Nearly two-thirds (62%) of executives agree that organizations must radically transform their operations over the next two years. To do that, they are starting to turn to emerging technologies. Among the most common investments of the next two years will be IoT, AI and cloud computing (67%, 64% and 61%, respectively). And while these capabilities will become prevalent across sectors and strategies, the impact of these investments to end clients and the bottom line might prove slow. Thus far, only 7% of respondents report achieving full benefits of AI and IoT.

"Executives need to grasp what stands in the way of their benefiting from transformative technologies, and that might not always be a simple analysis," said Ulrich. "A majority of survey participants cited a lack of requisite skills or talent, a lack of budget, or poor-quality data and data analytics functions, suggesting that many companies are grappling with some mix of the three. Oftentimes, many companies think too early about the technology rather than establishing a sound digital strategy. Instead, businesses should focus on the value they want to bring to the business, and then find the technology to match."

Aligning on organic vs. inorganic investment strategy

The EY Digital Investment Index shows that, while many executives understand which technologies they need to succeed in a digital future, many are uncertain about which investment vehicles are needed to acquire and implement these technologies.

M&A, corporate venture capital and partnership investments stand out as successes. Of the executives who pursued digital technologies via M&A, 52% say that the approach exceeded expectations, and 45% report similarly for digital partnerships.

However, the risk of not realizing for benefits from a startup deal is real. Of the executives who say that their digital M&A investments fell short of expectations, 64% say that misaligned sources of value were the primary concern.

Sonal Bhatia, Americas EY-Parthenon Transaction Strategy & Execution Leader, added, "Executives need to align on their mix of 'build, partner, buy, and corporate venture.' These are the fundamental building blocks of digital strategy execution, and their rewards should be balanced carefully against the capital and timing needed, and risk appetite, to make each a reality. Thriving tomorrow will be contingent on intelligently integrating digital investments with broader strategies."

Looking externally to obtain skills and overcome barriers to scale

Even those companies that maintain a clearly defined digital strategy encounter barriers to achieving their goals. A lack of skills (65%), budget (59%) and operating model (45%) are the top barriers to challenges for survey respondents. Interestingly, a mere 14% cited market disruption as a problem.

"As with any winning strategy, a flexible operating model, well-skilled employees and a culture of innovation are critical to realizing full potential," said Ulrich.

Leaders in the digital transformation space -- those respondents who are experiencing above-average returns on their digital investment -- are more likely than non-leaders to hire new employees (34% vs. 27%) and support flexible work policies (35% vs. 30%). Conversely, leaders are less likely than non-leaders to invest in retraining programs (18% vs. 21%) and outsource capabilities (10% vs. 19%).

"Removing barriers to implementation is not a straightforward process," Ulrich continued. "Dual tracking and agile ways of working will be key to resolving operating model obstacles.
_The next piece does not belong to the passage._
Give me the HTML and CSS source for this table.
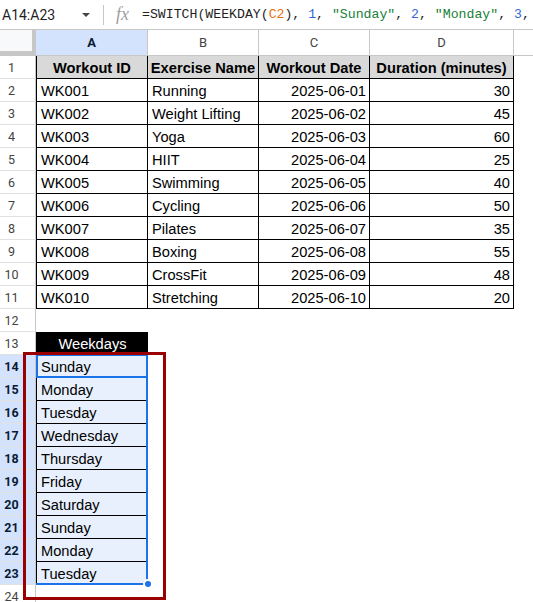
FILE: index.html
```html
<!DOCTYPE html>
<html>
<head>
<meta charset="utf-8">
<link rel="stylesheet" href="styles.css">
</head>
<body>
<div class="app">
  <div class="formula-bar">
    <div class="namebox"><span class="ref">A14:A23</span><span class="caret"></span></div>
    <div class="sep"></div>
    <div class="fx">fx</div>
    <div class="formula">=SWITCH(WEEKDAY(<span class="f-ref">C2</span>),<span class="f-num"> 1</span>,<span class="f-str"> "Sunday"</span>,<span class="f-num"> 2</span>,<span class="f-str"> "Monday"</span>,<span class="f-num"> 3</span>,</div>
  </div>
  <div class="sheet">
    <div class="corner"></div><div class="ch sel">A</div><div class="ch">B</div><div class="ch">C</div><div class="ch">D</div><div class="ch last"></div>

    <div class="rh">1</div><div class="t first h">Workout ID</div><div class="t h">Exercise Name</div><div class="t h">Workout Date</div><div class="t h">Duration (minutes)</div><div class="c"></div>
    <div class="rh">2</div><div class="t first">WK001</div><div class="t">Running</div><div class="t r">2025-06-01</div><div class="t r">30</div><div class="c"></div>
    <div class="rh">3</div><div class="t first">WK002</div><div class="t">Weight Lifting</div><div class="t r">2025-06-02</div><div class="t r">45</div><div class="c"></div>
    <div class="rh">4</div><div class="t first">WK003</div><div class="t">Yoga</div><div class="t r">2025-06-03</div><div class="t r">60</div><div class="c"></div>
    <div class="rh">5</div><div class="t first">WK004</div><div class="t">HIIT</div><div class="t r">2025-06-04</div><div class="t r">25</div><div class="c"></div>
    <div class="rh">6</div><div class="t first">WK005</div><div class="t">Swimming</div><div class="t r">2025-06-05</div><div class="t r">40</div><div class="c"></div>
    <div class="rh">7</div><div class="t first">WK006</div><div class="t">Cycling</div><div class="t r">2025-06-06</div><div class="t r">50</div><div class="c"></div>
    <div class="rh">8</div><div class="t first">WK007</div><div class="t">Pilates</div><div class="t r">2025-06-07</div><div class="t r">35</div><div class="c"></div>
    <div class="rh">9</div><div class="t first">WK008</div><div class="t">Boxing</div><div class="t r">2025-06-08</div><div class="t r">55</div><div class="c"></div>
    <div class="rh">10</div><div class="t first">WK009</div><div class="t">CrossFit</div><div class="t r">2025-06-09</div><div class="t r">48</div><div class="c"></div>
    <div class="rh">11</div><div class="t first">WK010</div><div class="t">Stretching</div><div class="t r">2025-06-10</div><div class="t r">20</div><div class="c"></div>
    <div class="rh">12</div><div class="c"></div><div class="c"></div><div class="c"></div><div class="c"></div><div class="c"></div>
    <div class="rh">13</div><div class="wh">Weekdays</div><div class="c"></div><div class="c"></div><div class="c"></div><div class="c"></div>
    <div class="rh sel">14</div><div class="wd">Sunday</div><div class="c"></div><div class="c"></div><div class="c"></div><div class="c"></div>
    <div class="rh sel">15</div><div class="wd">Monday</div><div class="c"></div><div class="c"></div><div class="c"></div><div class="c"></div>
    <div class="rh sel">16</div><div class="wd">Tuesday</div><div class="c"></div><div class="c"></div><div class="c"></div><div class="c"></div>
    <div class="rh sel">17</div><div class="wd">Wednesday</div><div class="c"></div><div class="c"></div><div class="c"></div><div class="c"></div>
    <div class="rh sel">18</div><div class="wd">Thursday</div><div class="c"></div><div class="c"></div><div class="c"></div><div class="c"></div>
    <div class="rh sel">19</div><div class="wd">Friday</div><div class="c"></div><div class="c"></div><div class="c"></div><div class="c"></div>
    <div class="rh sel">20</div><div class="wd">Saturday</div><div class="c"></div><div class="c"></div><div class="c"></div><div class="c"></div>
    <div class="rh sel">21</div><div class="wd">Sunday</div><div class="c"></div><div class="c"></div><div class="c"></div><div class="c"></div>
    <div class="rh sel">22</div><div class="wd">Monday</div><div class="c"></div><div class="c"></div><div class="c"></div><div class="c"></div>
    <div class="rh sel">23</div><div class="wd">Tuesday</div><div class="c"></div><div class="c"></div><div class="c"></div><div class="c"></div>
    <div class="rh">24</div><div class="c"></div><div class="c"></div><div class="c"></div><div class="c"></div><div class="c"></div>

    <div class="range"></div>
    <div class="active"></div>
    <div class="handle"></div>
    <div class="frame"></div>
  </div>
</div>
</body>
</html>
```

FILE: styles.css
```css
* { box-sizing: border-box; }
html, body {
  margin: 0;
  padding: 0;
  background: #fff;
  overflow: hidden;
}
.app {
  width: 533px;
  height: 602px;
  overflow: hidden;
  font-family: "Liberation Sans", Arial, sans-serif;
}
.formula-bar {
  height: 30px;
  display: flex;
  align-items: center;
  border-bottom: 1px solid #c7c7c7;
  white-space: nowrap;
  overflow: hidden;
}
.namebox {
  flex: 0 0 103px;
  display: flex;
  align-items: center;
  padding-left: 2px;
  font-family: Roboto, sans-serif;
  font-size: 14px;
  color: #1f1f1f;
}
.caret {
  margin-left: auto;
  margin-right: 13px;
  width: 0;
  height: 0;
  border-left: 4px solid transparent;
  border-right: 4px solid transparent;
  border-top: 4px solid #444;
}
.sep {
  flex: 0 0 1px;
  height: 20px;
  background: #c7c7c7;
}
.fx {
  flex: 0 0 26px;
  margin-left: 12px;
  font-family: "Liberation Serif", serif;
  font-style: italic;
  font-size: 18px;
  color: #9e9e9e;
}
.formula {
  flex: 0 0 auto;
  font-family: "Liberation Mono", monospace;
  font-size: 13.2px;
  color: #1f1f1f;
}
.f-ref { color: #e8710a; }
.f-num { color: #3367d6; }
.f-str { color: #188038; }

.sheet {
  position: relative;
  display: grid;
  grid-template-columns: 36px 112px 111px 111px 144px 1fr;
  grid-template-rows: 26px repeat(24, 23px);
}
.corner {
  background: #f8f9fa;
  border-right: 4px solid #c7c7c7;
  border-bottom: 5px solid #c7c7c7;
}
.ch {
  display: flex;
  align-items: center;
  justify-content: center;
  font-family: Roboto, sans-serif;
  font-size: 13px;
  color: #444;
  background: #fff;
  border-right: 1px solid #c7c7c7;
  border-bottom: 1px solid #c7c7c7;
}
.ch.sel {
  background: #d3e3fd;
  color: #0b1a33;
  font-weight: 700;
}
.ch.last { border-right: none; }
.rh {
  display: flex;
  align-items: center;
  justify-content: center;
  padding-right: 12px;
  font-family: Roboto, sans-serif;
  font-size: 12.5px;
  color: #444;
  background: #fff;
  border-right: 1px solid #c7c7c7;
  border-bottom: 1px solid #e1e1e1;
}
.rh.sel {
  background: #d3e3fd;
  color: #0b1a33;
  font-weight: 700;
}
.c { background: #fff; }
.t, .wd, .wh {
  display: flex;
  align-items: flex-end;
  padding: 0 3px 1px 4px;
  font-size: 14.67px;
  line-height: 17px;
  color: #000;
  white-space: nowrap;
  overflow: hidden;
  border-right: 1px solid #000;
  border-bottom: 1px solid #000;
}
.t.first, .wd, .wh { border-left: 1px solid #000; }
.t.h {
  background: #d9d9d9;
  font-weight: 700;
  justify-content: center;
  padding-left: 2px;
  padding-right: 2px;
}
.t.r { justify-content: flex-end; }
.wh {
  background: #000;
  color: #fff;
  justify-content: center;
}
.wd { background: #e8f0fe; }

.range {
  position: absolute;
  left: 36px;
  top: 324px;
  width: 112px;
  height: 231px;
  border-right: 2px solid #1a73e8;
  border-bottom: 2px solid #1a73e8;
}
.active {
  position: absolute;
  left: 36px;
  top: 324px;
  width: 112px;
  height: 24px;
  border: 2px solid #1a73e8;
}
.handle {
  position: absolute;
  left: 143px;
  top: 549px;
  width: 10px;
  height: 10px;
  border-radius: 50%;
  background: #1a73e8;
  border: 2px solid #fff;
}
.frame {
  position: absolute;
  left: 23px;
  top: 322px;
  width: 143px;
  height: 248px;
  border: 3px solid #9a0000;
}
```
Companies should have an eye toward quick-win projects that create value in weeks, not months, while also delivering on future strategic goals, like establishing a digital foundation and governance to measure results. And they should be prepared to move on from initiatives which don't show promise."

Establishing robust governance and metrics

There's room to improve on defining how digital transformation has benefited business. Although more than 75% of executives say that digital initiatives have been a key component of success in the past two years, less than 25% actively measure RODI. Other key performance indicators, such as those tied to financial performance (57%) and operational efficiency (46%), are more prevalent.

"Companies that use RODI as a metric were more likely to achieve greater than 5% RODI in 2019, and were better equipped to make informed, strategic decisions," said Bhatia.

Over half of executives, however, say that RODI is difficult for their companies to assess because it requires a clear strategy, leadership alignment and the right mix of skillsets, tools and data to measure results.

Bhatia added, "You need to show stakeholders effective and frequent measurement of your digital program. Returns increase as leadership prioritizes scale and metrics."

About the survey

The EY Digital Investment Index gauges how organizations will need to transform to realize their digital strategy over the coming two years. The survey queried 1,001 executives from Europe, North America and Asia from a broad range of industries at companies with more than $1b in revenue. One-third of companies had annual revenues of over $10b. The survey represents CEOs, CDOs (Chief Digital Officers), CFOs, CSOs and CIOs from industries including advanced manufacturing and mobility (AM&M), consumer education, energy, financial services (FS), health care and life sciences, private equity, technology, media and entertainment, and telecommunications (TMT).